The bank’s board downplayed the resignation. In an analyst call, Mistry, now interim Chairman, stressed that the bank operates with strong governance standards, internal controls, and an experienced management team. He said: “I would not have taken on this responsibility at the age of 71 if it did not align with my principles and the level of integrity that I would expect from the bank.”
Mistry dismissed the prospect of a power struggle, saying, “The entire bank, the management team works as a cohesive unit and will continue to work as a cohesive unit.”
Renu Karnad, Non-Executive (non-independent) Director, said: “In fact, we had repeatedly asked him (Chakraborty)… to tell us what had triggered this… but he said there was nothing and that was a bit baffling.
The RBI swung into action, issuing a statement that there were no material concerns as regards the bank’s conduct or governance.
It emphasised that the bank has sound financials, and remains well-capitalised with sufficient liquidity.
Expert view
Legal expert and former investment banker Vijay Trimbak Gokhale emphasised that it would be naive to say that the hot-button issues may not have weighed on Chakraborty’s mind while tendering his resignation.
Referring to the Companies Act, Gokhale observed that the director of any company is duty bound to act in good faith to promote the objects of the company and in the best interests of all stakeholders.
So, the former chairman has a fiduciary responsibility to stakeholders to inform the board and the regulator about his concerns over happenings and practices at the bank. “At the same time, the other board members cannot plead ignorance about gaps and lapses in the functioning of the bank,” Gokhale said.
‘Too big to fail’
Banking expert V Viswanathan opined that since D-SIBs are “too big to fail”, the RBI should review its policy and consider having its nominees on their boards. “The role of RBI nominee directors can be confined to corporate governance; risk management policies; and internal audit and statutory audits overseen by the audit committee of the board,” he said.

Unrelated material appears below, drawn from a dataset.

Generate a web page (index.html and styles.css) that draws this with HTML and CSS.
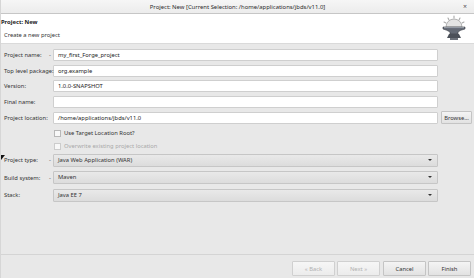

Where public shareholding exceeds 95 per cent or there are no promoter-directors on the board of a D-SIB, Viswanathan suggested that regulators could consider sector-wise nominees with regard to investments from insurance companies, mutual funds, pension funds, and so on.
“This will ensure that the policies are framed by the board and implemented by the top management,” he said.
While the bank’s board has approved the appointment of external law firms (domestic and international) to conduct a review regarding Chakraborty’s resignation, experts say the RBI and SEBI need to conduct their own review into l’affaire HDFC.